I am talking about AMD's best foot forward vs. NV's on the same node. GTX280 > 4870
Most sites had that as a win for the 4870, by a distance. A vastly smaller die that was within 10-15%. The 4870x2 also crushed the 280 and basically tied with the 295 while being far cheaper to manufacture.
10% or so with a much bigger die? This is not a "win", but your belief that it is, is why AMD is going big this time.
So that was what, 10-15% faster, 6 months later and with near double power draw?
Another 10-15%, still with a huge die vs AMD's cancelled 32nm chip.
20% faster, 11 months later, 65% more transistors and 59% more area is a win for you? Are you even serious?
In each generation, NV is always on top 15% at least.
They always have dies that are much bigger, that's the only reason. That was because AMD's strategy was for a smaller die. There is no other reason why. There is no reason to believe that AMD won't beat Titan this time around with a bigger die.
GTX680 vs. 7970 doesn't really count since it's more of a flagship delay by NV than NV's inability to compete.
If Titan is a flagship delay, Hawaii is a flagship delay.
In fact, with 780, NV crushed AMD by an embarrassing amount.
Right, almost a year later and with ~60% more resources, winning by only 20%. That's embarrassing for sure.
I'll give them the benefit of the doubt and see what they can come up with 9970 but I bet 780 OC will beat 9970 OC by 15% still.
I will take that bet.
I am not saying AMD will not increase die size, but I am not sure I believe they'll make a chip with 470-480mm2 right now.
They won't, it'll be over 500mm2.
Nope, I never said that at all in relation to Tahiti.

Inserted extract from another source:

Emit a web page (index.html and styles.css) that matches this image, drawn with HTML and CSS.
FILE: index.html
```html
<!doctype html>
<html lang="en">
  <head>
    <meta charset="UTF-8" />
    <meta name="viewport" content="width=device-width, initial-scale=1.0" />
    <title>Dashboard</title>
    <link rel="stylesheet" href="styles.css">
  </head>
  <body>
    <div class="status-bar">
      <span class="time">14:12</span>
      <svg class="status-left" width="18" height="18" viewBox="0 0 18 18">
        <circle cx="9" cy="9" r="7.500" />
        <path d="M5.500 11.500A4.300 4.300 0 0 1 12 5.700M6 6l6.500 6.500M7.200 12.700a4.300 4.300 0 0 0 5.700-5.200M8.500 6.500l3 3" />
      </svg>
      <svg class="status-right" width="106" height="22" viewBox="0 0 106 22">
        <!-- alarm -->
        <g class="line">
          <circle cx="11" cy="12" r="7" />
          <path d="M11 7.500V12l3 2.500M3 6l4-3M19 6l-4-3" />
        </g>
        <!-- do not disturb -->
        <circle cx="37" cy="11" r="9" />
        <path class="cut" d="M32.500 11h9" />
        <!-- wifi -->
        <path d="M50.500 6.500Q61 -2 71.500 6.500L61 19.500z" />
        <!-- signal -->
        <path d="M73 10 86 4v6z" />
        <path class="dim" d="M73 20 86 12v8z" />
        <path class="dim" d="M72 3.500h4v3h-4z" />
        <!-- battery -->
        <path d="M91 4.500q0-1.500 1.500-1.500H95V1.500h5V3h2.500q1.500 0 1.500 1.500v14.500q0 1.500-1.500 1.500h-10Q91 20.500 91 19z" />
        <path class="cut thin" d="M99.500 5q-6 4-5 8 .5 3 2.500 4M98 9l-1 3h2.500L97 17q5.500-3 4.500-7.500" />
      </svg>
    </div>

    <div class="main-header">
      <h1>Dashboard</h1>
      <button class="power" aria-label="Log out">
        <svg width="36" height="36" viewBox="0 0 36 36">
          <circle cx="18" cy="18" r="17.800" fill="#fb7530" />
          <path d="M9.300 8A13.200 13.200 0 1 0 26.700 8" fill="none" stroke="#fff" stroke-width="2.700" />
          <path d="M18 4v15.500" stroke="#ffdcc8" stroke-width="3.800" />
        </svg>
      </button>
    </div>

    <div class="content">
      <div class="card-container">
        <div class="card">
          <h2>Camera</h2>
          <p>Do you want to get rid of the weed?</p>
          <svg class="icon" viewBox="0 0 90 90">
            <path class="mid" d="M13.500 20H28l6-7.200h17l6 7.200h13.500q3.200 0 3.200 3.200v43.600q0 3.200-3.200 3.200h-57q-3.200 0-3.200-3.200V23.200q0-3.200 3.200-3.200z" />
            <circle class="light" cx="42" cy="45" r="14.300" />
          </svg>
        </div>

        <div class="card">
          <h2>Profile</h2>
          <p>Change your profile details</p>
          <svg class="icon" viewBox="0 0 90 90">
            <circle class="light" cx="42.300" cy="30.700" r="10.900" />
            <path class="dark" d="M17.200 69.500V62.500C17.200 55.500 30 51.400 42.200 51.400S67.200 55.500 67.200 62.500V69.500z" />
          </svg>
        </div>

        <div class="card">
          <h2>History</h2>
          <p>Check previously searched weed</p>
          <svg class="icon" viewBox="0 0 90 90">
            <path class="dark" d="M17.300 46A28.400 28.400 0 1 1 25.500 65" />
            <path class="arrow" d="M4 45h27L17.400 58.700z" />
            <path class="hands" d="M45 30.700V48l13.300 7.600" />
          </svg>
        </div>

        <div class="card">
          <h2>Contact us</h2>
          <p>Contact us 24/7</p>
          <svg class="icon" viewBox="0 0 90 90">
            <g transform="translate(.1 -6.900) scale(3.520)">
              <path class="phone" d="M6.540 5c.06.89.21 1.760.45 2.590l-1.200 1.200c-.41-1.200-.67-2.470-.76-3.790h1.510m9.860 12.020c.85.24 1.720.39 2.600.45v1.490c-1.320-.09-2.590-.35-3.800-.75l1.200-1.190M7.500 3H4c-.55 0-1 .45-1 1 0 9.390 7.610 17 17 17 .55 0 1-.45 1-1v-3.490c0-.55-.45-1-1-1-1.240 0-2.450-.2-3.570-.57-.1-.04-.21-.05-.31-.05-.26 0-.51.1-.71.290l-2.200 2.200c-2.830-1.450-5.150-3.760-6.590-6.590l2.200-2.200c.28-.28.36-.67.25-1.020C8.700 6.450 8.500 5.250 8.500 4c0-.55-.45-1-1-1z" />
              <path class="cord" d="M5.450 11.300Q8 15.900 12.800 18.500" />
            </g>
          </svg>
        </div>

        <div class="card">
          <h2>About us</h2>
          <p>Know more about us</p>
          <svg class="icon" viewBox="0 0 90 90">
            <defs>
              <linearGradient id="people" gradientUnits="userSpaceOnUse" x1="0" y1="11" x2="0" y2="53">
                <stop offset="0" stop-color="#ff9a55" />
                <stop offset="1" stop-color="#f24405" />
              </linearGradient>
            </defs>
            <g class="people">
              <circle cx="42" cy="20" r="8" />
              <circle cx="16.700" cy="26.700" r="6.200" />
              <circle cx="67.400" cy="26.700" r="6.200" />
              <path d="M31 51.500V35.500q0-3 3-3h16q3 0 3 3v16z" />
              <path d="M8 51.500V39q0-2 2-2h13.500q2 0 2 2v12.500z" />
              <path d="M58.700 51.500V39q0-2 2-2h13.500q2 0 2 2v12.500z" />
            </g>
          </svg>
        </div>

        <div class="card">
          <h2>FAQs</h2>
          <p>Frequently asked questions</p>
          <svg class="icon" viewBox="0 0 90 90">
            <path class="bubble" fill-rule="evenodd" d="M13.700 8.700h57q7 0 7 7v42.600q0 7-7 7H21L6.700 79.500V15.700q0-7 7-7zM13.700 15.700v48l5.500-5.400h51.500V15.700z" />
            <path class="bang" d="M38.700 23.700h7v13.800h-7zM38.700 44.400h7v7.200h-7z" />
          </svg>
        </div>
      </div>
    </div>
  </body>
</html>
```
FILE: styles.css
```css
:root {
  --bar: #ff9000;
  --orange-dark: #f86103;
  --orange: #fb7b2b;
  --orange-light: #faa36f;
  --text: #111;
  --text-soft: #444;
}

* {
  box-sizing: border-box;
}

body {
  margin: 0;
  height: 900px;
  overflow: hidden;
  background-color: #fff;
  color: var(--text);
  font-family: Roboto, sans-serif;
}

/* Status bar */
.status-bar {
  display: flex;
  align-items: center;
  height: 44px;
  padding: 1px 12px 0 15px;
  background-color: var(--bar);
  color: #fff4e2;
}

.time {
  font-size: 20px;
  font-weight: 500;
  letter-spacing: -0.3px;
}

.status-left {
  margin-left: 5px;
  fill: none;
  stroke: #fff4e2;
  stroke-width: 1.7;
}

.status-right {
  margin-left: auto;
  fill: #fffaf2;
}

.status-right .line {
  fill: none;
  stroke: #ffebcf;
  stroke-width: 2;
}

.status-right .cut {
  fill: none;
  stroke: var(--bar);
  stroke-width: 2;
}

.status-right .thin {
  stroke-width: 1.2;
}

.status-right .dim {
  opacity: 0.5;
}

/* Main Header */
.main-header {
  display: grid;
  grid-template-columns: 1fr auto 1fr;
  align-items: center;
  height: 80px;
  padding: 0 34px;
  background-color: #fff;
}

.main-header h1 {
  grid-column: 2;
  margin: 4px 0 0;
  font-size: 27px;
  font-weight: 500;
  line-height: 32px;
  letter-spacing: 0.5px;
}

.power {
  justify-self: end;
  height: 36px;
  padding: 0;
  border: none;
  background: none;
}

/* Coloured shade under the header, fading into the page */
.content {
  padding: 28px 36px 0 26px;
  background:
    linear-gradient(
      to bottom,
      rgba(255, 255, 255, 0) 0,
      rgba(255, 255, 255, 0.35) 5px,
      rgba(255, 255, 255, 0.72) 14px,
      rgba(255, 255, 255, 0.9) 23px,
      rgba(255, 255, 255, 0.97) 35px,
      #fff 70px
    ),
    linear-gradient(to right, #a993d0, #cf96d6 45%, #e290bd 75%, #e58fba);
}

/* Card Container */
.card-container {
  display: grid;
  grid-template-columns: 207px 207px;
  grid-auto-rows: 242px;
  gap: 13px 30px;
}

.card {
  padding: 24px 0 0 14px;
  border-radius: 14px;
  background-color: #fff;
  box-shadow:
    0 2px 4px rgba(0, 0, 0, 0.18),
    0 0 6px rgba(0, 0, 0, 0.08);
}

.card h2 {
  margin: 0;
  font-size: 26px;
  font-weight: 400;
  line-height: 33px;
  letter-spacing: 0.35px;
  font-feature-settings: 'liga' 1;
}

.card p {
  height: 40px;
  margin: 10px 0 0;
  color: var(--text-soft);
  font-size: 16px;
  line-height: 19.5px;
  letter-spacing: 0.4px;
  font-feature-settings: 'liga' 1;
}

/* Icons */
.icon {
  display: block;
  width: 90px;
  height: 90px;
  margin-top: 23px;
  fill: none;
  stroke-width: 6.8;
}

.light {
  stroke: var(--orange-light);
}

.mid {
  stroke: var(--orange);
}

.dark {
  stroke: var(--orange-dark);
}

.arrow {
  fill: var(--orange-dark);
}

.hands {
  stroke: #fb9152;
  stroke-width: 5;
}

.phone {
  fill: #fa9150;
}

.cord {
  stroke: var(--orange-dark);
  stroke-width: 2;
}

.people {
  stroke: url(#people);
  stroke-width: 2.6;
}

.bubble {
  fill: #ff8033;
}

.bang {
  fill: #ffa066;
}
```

I am saying that while they will improve performance/watt and perf/mm2 over Tahiti, I don't think 9970 OC will match 780 OC. My view is they'll go bigger chip but not big enough that they'll be able to get away with only 975mhz clocks. I believe their clocks will be higher which will leave a lot less room for overclocking. I am betting that they will have very aggressive Turbo similar to what NV now has with Kepler. With NV since they made such a large 561mm2 chip, they could afford to clock it in mid-800s/low-900s. I do not believe AMD will have this die size luxury. As a result, they'll have to settle between a balance of die size and clock speed.

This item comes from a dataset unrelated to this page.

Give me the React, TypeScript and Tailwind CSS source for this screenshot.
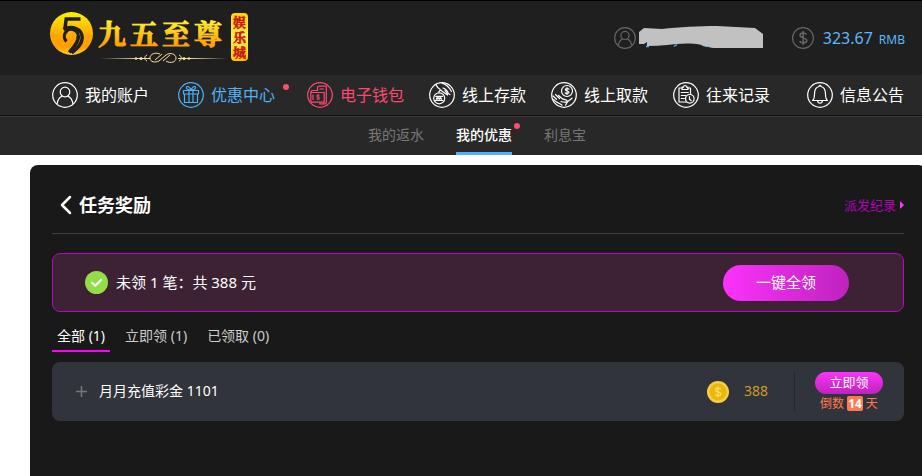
import { ReactNode } from "react";

interface NavItem {
  label: string;
  icon: ReactNode;
  className: string;
  dot?: boolean;
}

interface IconProps {
  children: ReactNode;
}

// Round outline shared by all of the menu icons
function RoundIcon({ children }: IconProps) {
  return (
    <svg
      className="size-[26px] shrink-0"
      viewBox="0 0 26 26"
      fill="none"
      stroke="currentColor"
      strokeWidth="1.2"
      strokeLinecap="round"
      strokeLinejoin="round"
      aria-hidden="true"
    >
      <circle cx="13" cy="13" r="12.3" />
      {children}
    </svg>
  );
}

function UserShape() {
  return (
    <>
      <circle cx="13" cy="10" r="4.8" />
      <path d="M5.2 21.5c.5-3.6 2.3-6.2 5-7.4M20.8 21.5c-.5-3.6-2.3-6.2-5-7.4" />
    </>
  );
}

function GiftShape() {
  return (
    <>
      <path d="M5.5 8.5h15V12h-15zM6.5 12v8.500h13V12M11 8.500v12M15 8.500v12" />
      <path d="M13 8.200C10.500 8 8 7 8.300 5.300c.5-1.800 3.700-.6 4.700 2.900 1-3.500 4.200-4.700 4.700-2.900C18 7 15.500 8 13 8.200z" />
    </>
  );
}

function WalletShape() {
  return (
    <>
      <path d="M3.800 10.500h13.400v9.700H5.500a1.700 1.700 0 0 1-1.700-1.700zM3.800 10.500c0-1.300.8-2 2-2h4" />
      <path d="M10.500 8.500V5.800c0-1 .6-1.600 1.600-1.600h7.200v16.400c0 .8-.6 1.200-1.300 1.200h-5.500M13 7h3.500" />
      <path d="M12 13.200h-1.800v1.900H12v2h-2M6 13v4.500" />
    </>
  );
}

function DepositShape() {
  return (
    <>
      <circle cx="10.200" cy="16.300" r="5.500" />
      <path d="M6.700 14.300h7M6.500 18.500h7.300M7.300 17.300l.8-1.900.9 1.900.9-1.900.9 1.900.9-1.900.8 1.900" />
      <path d="M7 2.500c.8 2.500 2.200 4.200 4.600 5.300L9.800 10M13 1.200c4 1 6.800 3.600 9.500 8.300M14 6c2 .5 3.500 1.500 5 4.500M11.500 8l4 3M16 8.500l2.500 3.500M19 11.500l2 1M15.500 11l3 2" />
    </>
  );
}

function WithdrawShape() {
  return (
    <>
      <circle cx="16" cy="9" r="5.500" />
      <path d="M18 7.200c-.8-.8-3.700-.9-3.700.6 0 1.600 3.700.8 3.700 2.500 0 1.500-3 1.400-3.900.5M16 5.500v7" />
      <path d="M2 14l3.500 3.300M4.500 12.500l4 4M2.700 17.500c2.500 3.800 5.300 2.800 8.300 5.700M7.500 13.500l3.500 3c1.500 1.500 5 .2 5.500 3.200l4.500-3.500M10 19.500c2.300.8 4.500.9 6.500.2M16.500 19.700l-2 3.500" />
    </>
  );
}

function RecordShape() {
  return (
    <>
      <path d="M9 6H6v14h7.500M14.500 6h3v6" />
      <path d="M9 7.500V5.200h1.500c0-2.300 3-2.300 3 0H15v2.300zM8.300 10.500h7M8.300 13.500h4.500M8.300 16.500h3" />
      <circle cx="16.800" cy="16.800" r="4.300" />
      <path d="M16.500 14.500v2.700l1.800 1.500" />
    </>
  );
}

function BellShape() {
  return (
    <>
      <path d="M5.500 18.500c1.700-1.200 2-2.500 2-6.500 0-4.500 2-7 4.500-7.500 0-1.600 2-1.600 2 0 2.500.5 4.500 3 4.500 7.500 0 4 .3 5.300 2 6.500z" />
      <path d="M10.700 19c.2 2.800 4.400 2.800 4.600 0" />
    </>
  );
}

const navItems: NavItem[] = [
  { label: "我的账户", icon: <UserShape />, className: "text-white" },
  { label: "优惠中心", icon: <GiftShape />, className: "ml-1 mr-[7px] text-[#4fb0f5]", dot: true },
  { label: "电子钱包", icon: <WalletShape />, className: "text-[#fb4a72]" },
  { label: "线上存款", icon: <DepositShape />, className: "text-white" },
  { label: "线上取款", icon: <WithdrawShape />, className: "text-white" },
  { label: "往来记录", icon: <RecordShape />, className: "text-white" },
  { label: "信息公告", icon: <BellShape />, className: "ml-auto text-white" },
];

const tabs = [
  { label: "全部", count: 1, className: "border-[#f0f] text-white" },
  { label: "立即领", count: 1, className: "border-transparent text-[#ccc]" },
  { label: "已领取", count: 0, className: "border-transparent text-[#ccc]" },
];

function Logo() {
  return (
    <svg className="h-[54px] w-[200px]" viewBox="0 0 200 54" role="img" aria-label="九五至尊娱乐城">
      <defs>
        <linearGradient id="gold" x1="0" y1="0" x2="0" y2="1">
          <stop offset="0" stopColor="#fff100" />
          <stop offset="0.55" stopColor="#ffa800" />
          <stop offset="0.8" stopColor="#ff9c00" />
          <stop offset="1" stopColor="#ffd21a" />
        </linearGradient>
        <linearGradient id="goldText" gradientUnits="userSpaceOnUse" x1="0" y1="10" x2="0" y2="37">
          <stop offset="0" stopColor="#fff030" />
          <stop offset="1" stopColor="#ff9600" />
        </linearGradient>
        <linearGradient id="badge" x1="0" y1="0" x2="0" y2="1">
          <stop offset="0" stopColor="#ffd400" />
          <stop offset="0.5" stopColor="#fff04a" />
          <stop offset="1" stopColor="#ffc400" />
        </linearGradient>
        <linearGradient id="rule" gradientUnits="userSpaceOnUse" x1="50" y1="0" x2="178" y2="0">
          <stop offset="0" stopColor="#f6e29a" stopOpacity="0" />
          <stop offset="0.3" stopColor="#f6e29a" />
          <stop offset="0.7" stopColor="#f6e29a" />
          <stop offset="1" stopColor="#f6e29a" stopOpacity="0" />
        </linearGradient>
      </defs>
      <circle cx="21.500" cy="22.500" r="21.500" fill="url(#gold)" />
      <g fill="none" stroke="#1f1f1f">
        <path d="M30.500 8H16.200l-1.200 9.500" strokeWidth="3.500" />
        <path d="M13.500 18.500c8-4.500 19-1 18.700 8.500-.2 6-4.500 10-10.700 15" strokeWidth="3.500" />
        <path d="M16.500 30.500a7 7 0 1 1 11.500-3" strokeWidth="3.200" />
        <path d="M28.300 25c.5 5-3 9-9 16.500" strokeWidth="3.500" />
      </g>
      <text
        x="48 80 112 144"
        y="34"
        fill="url(#goldText)"
        stroke="url(#goldText)"
        strokeWidth="1"
        className="font-['Noto_Serif_CJK_SC','Noto_Sans_CJK_SC',serif] text-[28px] font-bold"
      >
        九五至尊
      </text>
      <path d="M50 47h50v1H50zM128 47h50v1h-50z" fill="url(#rule)" />
      <path
        d="M110 43c-5-2-10 0-10 4s5 5 9 3l7-6c4-3 10-1 10 3s-5 6-10 3M97 44c-3 1-3 5 0 6M129 44c3 1 3 5 0 6M105 49l7-6M113 50l7-6"
        fill="none"
        stroke="#f6e29a"
      />
      <g fill="#f6e29a">
        <circle cx="86" cy="47.500" r="1.200" />
        <circle cx="91" cy="47.500" r="1.500" />
        <circle cx="134" cy="47.500" r="1.500" />
        <circle cx="139" cy="47.500" r="1.200" />
      </g>
      <rect x="181" y="2" width="17" height="48" rx="4" fill="url(#badge)" />
      <text
        x="183 183 183"
        y="16 31 46"
        fill="#c8100a"
        stroke="#c8100a"
        strokeWidth="0.5"
        className="font-['Noto_Serif_CJK_SC','Noto_Sans_CJK_SC',serif] text-[13px] font-bold"
      >
        娱乐城
      </text>
    </svg>
  );
}

function Header() {
  return (
    <header className="flex h-[75px] items-center border-t border-black bg-[#1f1f1f] pl-[50px] pr-[17px]">
      <a href="#home">
        <Logo />
      </a>
      <div className="ml-auto flex items-center text-[#666]">
        <svg className="size-[22px]" viewBox="0 0 26 26" fill="none" stroke="currentColor" strokeWidth="1.400" aria-hidden="true">
          <circle cx="13" cy="13" r="12.200" />
          <UserShape />
        </svg>
        <svg className="ml-[3px] h-6 w-[125px]" viewBox="0 0 125 24" aria-hidden="true">
          <path d="M7 20.500h3M35 20.500l3-2M63 19l5 1.500" stroke="#4fb0f5" strokeWidth="1.500" />
          <path d="M0 6l5-4 18 1C40 1 60 0 78 0l38 2 8 6v14H75C68 22 64 17 48 17.500c-14 .5-26 2.500-40 2.500v-4l-3 2H0z" fill="#c1c1c1" />
        </svg>
        <svg className="ml-7 size-[22px]" viewBox="0 0 22 22" fill="none" stroke="currentColor" aria-hidden="true">
          <circle cx="11" cy="11" r="10.400" strokeWidth="1.200" />
          <path d="M14.500 7.500C13 5.300 8 5.500 8 8.200c0 3.300 6.800 2 6.800 5.300 0 2.900-5.500 3.100-7.300.7M11.200 4v14" strokeWidth="1.500" />
        </svg>
        <p className="ml-[9px] flex items-baseline gap-1.5 text-base leading-6 text-[#5bb8fa]">
          323.67 <span className="text-xs">RMB</span>
        </p>
      </div>
    </header>
  );
}

function MainNav() {
  return (
    <nav className="flex h-10 items-center gap-[25px] bg-[#282828] pl-[52px] pr-[18px]">
      {navItems.map((item) => (
        <a key={item.label} href="#nav" className={`relative flex shrink-0 items-center gap-[7px] text-base leading-6 ${item.className}`}>
          <RoundIcon>{item.icon}</RoundIcon>
          {item.label}
          {item.dot && <span className="absolute -right-3.5 top-0.5 size-1.5 rounded-full bg-[#ff4d6d]" />}
        </a>
      ))}
    </nav>
  );
}

function SubNav() {
  return (
    <nav className="flex h-10 justify-center gap-8 border-t border-[#111] bg-[#282828] pl-8 text-sm text-[#777] shadow-[inset_0_1px_#383838]">
      <a href="#rebate" className="flex items-center border-b-3 border-transparent pt-0.5">
        我的返水
      </a>
      <a href="#offers" className="relative flex items-center border-b-3 border-[#4fb0f5] pt-0.5 font-medium text-white">
        我的优惠
        <span className="absolute -right-2 top-[7px] size-1.5 rounded-full bg-[#ff4d6d]" />
      </a>
      <a href="#interest" className="flex items-center border-b-3 border-transparent pt-0.5">
        利息宝
      </a>
    </nav>
  );
}

function RewardRow() {
  return (
    <article className="mt-2.5 flex h-[59px] items-center rounded-lg bg-[#31343b] pl-6 pr-[21px] text-sm">
      <button type="button" aria-label="展开" className="text-[#777]">
        <svg className="size-[11px]" viewBox="0 0 11 11" stroke="currentColor" strokeWidth="1.500">
          <path d="M5.500 0v11M0 5.500h11" />
        </svg>
      </button>
      <h2 className="ml-3 pb-0.5 text-white">月月充值彩金 1101</h2>
      <svg className="ml-auto size-[22px]" viewBox="0 0 22 22" aria-hidden="true">
        <circle cx="11" cy="11" r="11" fill="#f7cf45" />
        <circle cx="11" cy="11" r="8.500" fill="#eab70e" />
        <path d="M13.800 8.300c-1-1.700-5.300-1.600-5.300.6 0 2.500 5.300 1.400 5.300 4 0 2.400-4.600 2.400-5.700.5M11 5.500v11" fill="none" stroke="#f9dc62" strokeWidth="1.300" />
      </svg>
      <span className="ml-[15px] pb-0.5 text-[#cf9a2b]">388</span>
      <div className="ml-[26px] flex h-[39px] flex-col items-center justify-center border-l border-[#25272d] pl-5">
        <button type="button" className="h-6 w-[68px] rounded-full bg-linear-to-b from-[#fb33fb] to-[#bf22bf] pb-0.5 text-[13px] leading-5 text-white">
          立即领
        </button>
        <p className="mt-0.5 flex items-center gap-[3px] text-xs leading-4 text-[#ff7a50]">
          倒数
          <span className="rounded-xs bg-[#ff7a50] px-px text-xs leading-[15px] font-bold text-white">14</span>
          天
        </p>
      </div>
    </article>
  );
}

export default function App() {
  return (
    <div className="flex min-h-screen flex-col overflow-hidden bg-white font-['Noto_Sans','Noto_Sans_CJK_SC',sans-serif]">
      <Header />
      <MainNav />
      <SubNav />
      <main className="-mr-1 ml-[30px] mt-2.5 flex-1 rounded-t-lg bg-[#191919] px-[22px] pt-5">
        <div className="flex h-[49px] items-center justify-between border-b border-[#443c42] pb-2">
          <h1 className="flex items-center gap-[7px] pl-2 text-lg leading-6 font-bold text-white">
            <svg className="h-5 w-3" viewBox="0 0 12 20" fill="none" stroke="currentColor" strokeWidth="2.500" strokeLinecap="round" strokeLinejoin="round" aria-hidden="true">
              <path d="M10 2L2 10l8 8" />
            </svg>
            任务奖励
          </h1>
          <a href="#history" className="flex items-center gap-1 text-[13px] leading-5 text-[#b000b8]">
            派发纪录
            <svg className="h-2 w-1" viewBox="0 0 4 8" fill="#ff33ff" aria-hidden="true">
              <path d="M0 0l4 4-4 4z" />
            </svg>
          </a>
        </div>

        <section className="mt-[19px] flex h-[59px] items-center rounded-lg border border-[#b608c4] bg-[#3d2233] pl-8 pr-[54px] text-[15px] text-white">
          <svg className="size-[23px]" viewBox="0 0 23 23" aria-hidden="true">
            <circle cx="11.500" cy="11.500" r="11.500" fill="#93dd46" />
            <path d="M7 11.800l3.200 3 5.800-5.800" fill="none" stroke="#fff" strokeWidth="2.200" strokeLinecap="round" strokeLinejoin="round" />
          </svg>
          <p className="ml-2">未领 1 笔：共 388 元</p>
          <button type="button" className="ml-auto h-9 w-[126px] rounded-full bg-linear-to-r from-[#fb33fb] to-[#bf22bf]">
            一键全领
          </button>
        </section>

        <div role="tablist" className="mt-2.5 flex gap-2.5 text-sm">
          {tabs.map((tab, index) => (
            <button
              key={tab.label}
              type="button"
              role="tab"
              aria-selected={index === 0}
              className={`h-[30px] border-b-2 px-[5px] ${tab.className}`}
            >
              {tab.label} ({tab.count})
            </button>
          ))}
        </div>

        <RewardRow />
      </main>
    </div>
  );
}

There are 3 desktop Hawaii SKU's, XT, Pro and LE. What is the reason for that if it's not a (really) big die? How many months did we have to wait for Tahiti LE, and even then it was given a 7870 tag.
For 5 AMD generations we got hype - 2900XT, 3870, 4870, 5870, 6970. None of those chips lived up to the hype, always beaten by NV.
What hype did you see about the 3870 and 4870? As for the 5870, it crushed Fermi almost single-handedly. To say it didn't live up to the hype is totally absurd, what planet are you living on? It is probably THE great card of the last 5 years.
Yes the 6970 was disappointing but it was only half the card it was supposed to be because of TSMC.
Why would I bet that this generation suddenly AMD will beat NV's best card if they haven't done it for 5 generations in a row?
Why would you bet on Nvidia releasing their midrange card first on 28nm? Simply put, strategies change by necessity. Nvidia got lucky because AMD got lazy with Tahiti. Do you really believe they'll make that same mistake twice?
6970 was 389mm2, but 7970 is only 365mm2. They haven't been moving up.
You're just not listening. AMD knows that big early chips at TSMC are disasters waiting to happen. Even Nvidia realised that eventually. Now though, there is no reason at all to not go with a very big chip on 28nm. It will be over a year before TSMC's 20nm is even in decent shape (2 years from now we might see a huge chip), Nvidia will go with a midrange 20nm chip first anyway and it won't be able to beat a large 28nm gpu.